Additionally, with the ongoing development of the Neptune booster, with its one-million-pound payload, solar power satellite studies that IRL led only to paper and dreams here lead to real plans. The OPEC oil embargo and subsequent energy crisis ends with a sputter, due not to American anger  but to a new sense of American defiance. The oil embargo hurts *now,* but everyone knows that, within a few years, electrical power will truly be too cheap to meter. And if OPEC doesn’t want to sell us oil… with the expected surplus in electrical energy made possible by the new reactors and SPS’s, American coal will be converted into  liquid fuel with which to run our cars and planes. By the time the 1980’s roll around, nobody much cares what the price of Middle Eastern oil is, because it’s no longer quite as important.

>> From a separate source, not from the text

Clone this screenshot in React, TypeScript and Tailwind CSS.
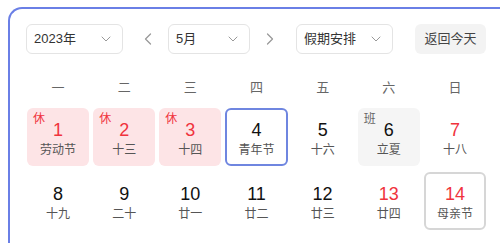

Still, the events of 1973 lead to an economic downturn in the US. The sense of malaise that had permeated the US since 1968 only worsens, with the revived space program providing the one real bright spot. By 1976, Nixon is a tired President, ready to leave office. Not many people want Gerald Ford for President in 1976 (Agnew having resigned in 1973, as IRL). However, a new political force comes to the fore in the form of the Governor of California, one Ronald Reagan. Reagan gains the Republican nomination, with Bob Dole as his running mate; they handily defeat the Carter/Mondale ticket.

While Reagan continues many of the policies of the Nixon administration, he brings with it a charisma that Nixon lacked. A subtle effect of this is to energize the American populace; with increased morale comes increased productivity, and thus the economy begins to improve. In effect, the 80’s come early.

One other effect of the Reagan administration: space weaponization. Reagan talks openly about arming the heavens with anti-missile systems, even though there are no real plans for that in the DoD. Now that the Saturn V (with F-1A and J-2S engines for increased performance, lighter structures and parachute splashdown recovery and re-use of the MS-IC stage, with the MS-II stage typically being left in orbit to serve as raw material or structural backbones) is launching nearly monthly, the Shuttle is in tests and the Neptune system is bending metal, it is clear to the world that the US is serious about space. This causes panic in the Kremlin. By Reagans inauguration in early 1977, the US has several space laboratories including not only Skylab but also the more impressive Space Station I, as well as two preliminary bases on the moon (little more than camps at this point) and a manned lunar orbit space station. With Neptune as a launcher and the Shuttle as a servicing system, it’s clear that the US will soon be able to orbit giant nation-killing weapons systems. The plans for solar power satellites, while loudly and clearly described as basically harmless and for solely civilian power generation, are seen by many in the Soviet Union as vast death rays. So, the Soviets have no choice but to compete in the race.

The Soviets had finally managed to get their N-1 rocket to work and had landed their first man on the moon in 1972. By 1977, they too have several space labs in the form of Salyut stations, and plans are in place for their own lunar bases. They are beginning to catch up to the US. And in true Soviet fashion, they are beginning to boast and bluster; and they are being listened to by the CIA.